From full audio: 42:30
But here’s the last thing about the analogy that I want to draw out for marriage. Sometimes in the interior life and prayer life it feels like you’re doing the prayer life alone, as St. John of the Cross describes, as Mother Teresa of Calcutta experienced. You’re not alone, but it feels like you’re alone sometimes in your relationship with God. And sometimes in marriage it feels like you’re alone. The other spouse just isn’t rowing in the same direction. They aren’t just not on board—they’re not understanding you, or they’re in a funk, or whatever it may be. And sometimes it could be as bad as abandonment, when a spouse abandons and divorces and is unfaithful to their vows, and the faithful spouse is abandoned. How can you live a marital vocation abandoned? Well, guess what? There’s good news because God did that throughout the Old Testament. His bride, Israel, abandoned Him, and was unfaithful over and over again, as the prophets Hosea and Jeremiah and Isaiah all witness to Israel’s infidelities. So when you’re abandoned by a spouse, if it’s in a dryness or even to the extent of abandonment in a marriage, you can experience how God was rejected and yet loved unconditionally. Your heart and your love can be conformed to the divine love of God by forgiving. That can be a witness, too, a powerful witness of God’s divine love.

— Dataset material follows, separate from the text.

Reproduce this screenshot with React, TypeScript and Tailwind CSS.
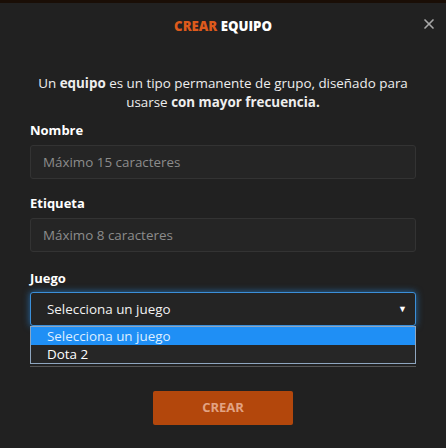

From full audio: 44:00 Paraphrased
So how do we live this out? Daily prayer is key to our ministry of marriage.
- Thank God for your spouse for three specific things every day to have gratitude for the great gift that one’s spouse is. That will transform your relationship.
- Pray for your spouse. After receiving our Lord in the Eucharist and giving thanks to Him, thank Him for your spouse and pray for him or her that you may love him as God does, giving your life for him or her as Christ did. No more powerful time to pray than after we receive Jesus in the Eucharist. God wants to use us a means of salvation for our spouses. This will transform your marriage.
- Witness the joy of the vocation to marriage and parenthood so as to inspire others to pursue the vocation.